— start Source excerpt —

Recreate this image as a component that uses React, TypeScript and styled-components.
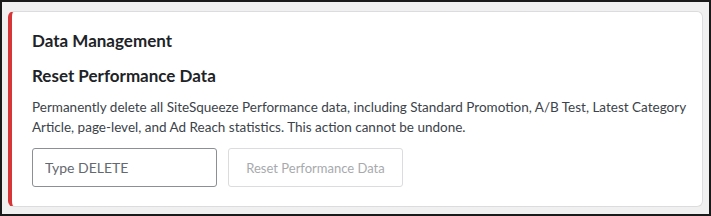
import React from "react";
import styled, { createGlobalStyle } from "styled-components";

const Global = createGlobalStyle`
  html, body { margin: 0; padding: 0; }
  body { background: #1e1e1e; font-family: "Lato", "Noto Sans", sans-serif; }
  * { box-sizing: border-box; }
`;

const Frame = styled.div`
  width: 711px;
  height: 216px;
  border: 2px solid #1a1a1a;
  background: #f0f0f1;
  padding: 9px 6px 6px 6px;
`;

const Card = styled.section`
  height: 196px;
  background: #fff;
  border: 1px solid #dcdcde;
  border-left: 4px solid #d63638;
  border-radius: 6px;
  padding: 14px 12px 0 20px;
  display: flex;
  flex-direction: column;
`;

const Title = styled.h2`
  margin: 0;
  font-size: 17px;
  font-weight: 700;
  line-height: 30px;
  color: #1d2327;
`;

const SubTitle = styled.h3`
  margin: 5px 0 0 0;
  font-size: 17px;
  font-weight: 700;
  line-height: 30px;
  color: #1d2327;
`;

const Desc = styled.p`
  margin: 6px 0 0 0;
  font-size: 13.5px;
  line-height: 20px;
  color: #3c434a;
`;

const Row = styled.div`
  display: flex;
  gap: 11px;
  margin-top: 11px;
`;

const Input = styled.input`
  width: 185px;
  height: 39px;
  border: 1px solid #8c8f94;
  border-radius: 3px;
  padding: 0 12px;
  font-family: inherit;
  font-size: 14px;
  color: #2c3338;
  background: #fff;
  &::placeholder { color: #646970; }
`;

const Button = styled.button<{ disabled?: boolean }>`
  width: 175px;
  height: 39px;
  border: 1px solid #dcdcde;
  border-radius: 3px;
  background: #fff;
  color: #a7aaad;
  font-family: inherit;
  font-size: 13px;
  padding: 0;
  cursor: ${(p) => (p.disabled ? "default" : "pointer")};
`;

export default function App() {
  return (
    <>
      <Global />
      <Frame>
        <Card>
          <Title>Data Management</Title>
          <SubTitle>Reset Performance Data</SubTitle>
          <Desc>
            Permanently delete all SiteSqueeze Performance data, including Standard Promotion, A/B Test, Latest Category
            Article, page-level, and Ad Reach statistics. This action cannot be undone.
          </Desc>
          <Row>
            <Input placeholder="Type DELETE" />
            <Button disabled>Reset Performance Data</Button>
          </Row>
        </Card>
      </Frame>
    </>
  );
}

— end Source excerpt —

▸ **Directive**:
Reproduce the whole listing above word for word, but not its pictures.

▸ **Written response**:
Recreate this image as a component that uses React, TypeScript and styled-components.
import React from "react";
import styled, { createGlobalStyle } from "styled-components";

const Global = createGlobalStyle`
  html, body { margin: 0; padding: 0; }
  body { background: #1e1e1e; font-family: "Lato", "Noto Sans", sans-serif; }
  * { box-sizing: border-box; }
`;

const Frame = styled.div`
  width: 711px;
  height: 216px;
  border: 2px solid #1a1a1a;
  background: #f0f0f1;
  padding: 9px 6px 6px 6px;
`;

const Card = styled.section`
  height: 196px;
  background: #fff;
  border: 1px solid #dcdcde;
  border-left: 4px solid #d63638;
  border-radius: 6px;
  padding: 14px 12px 0 20px;
  display: flex;
  flex-direction: column;
`;

const Title = styled.h2`
  margin: 0;
  font-size: 17px;
  font-weight: 700;
  line-height: 30px;
  color: #1d2327;
`;

const SubTitle = styled.h3`
  margin: 5px 0 0 0;
  font-size: 17px;
  font-weight: 700;
  line-height: 30px;
  color: #1d2327;
`;

const Desc = styled.p`
  margin: 6px 0 0 0;
  font-size: 13.5px;
  line-height: 20px;
  color: #3c434a;
`;

const Row = styled.div`
  display: flex;
  gap: 11px;
  margin-top: 11px;
`;

const Input = styled.input`
  width: 185px;
  height: 39px;
  border: 1px solid #8c8f94;
  border-radius: 3px;
  padding: 0 12px;
  font-family: inherit;
  font-size: 14px;
  color: #2c3338;
  background: #fff;
  &::placeholder { color: #646970; }
`;

const Button = styled.button<{ disabled?: boolean }>`
  width: 175px;
  height: 39px;
  border: 1px solid #dcdcde;
  border-radius: 3px;
  background: #fff;
  color: #a7aaad;
  font-family: inherit;
  font-size: 13px;
  padding: 0;
  cursor: ${(p) => (p.disabled ? "default" : "pointer")};
`;

export default function App() {
  return (
    <>
      <Global />
      <Frame>
        <Card>
          <Title>Data Management</Title>
          <SubTitle>Reset Performance Data</SubTitle>
          <Desc>
            Permanently delete all SiteSqueeze Performance data, including Standard Promotion, A/B Test, Latest Category
            Article, page-level, and Ad Reach statistics. This action cannot be undone.
          </Desc>
          <Row>
            <Input placeholder="Type DELETE" />
            <Button disabled>Reset Performance Data</Button>
          </Row>
        </Card>
      </Frame>
    </>
  );
}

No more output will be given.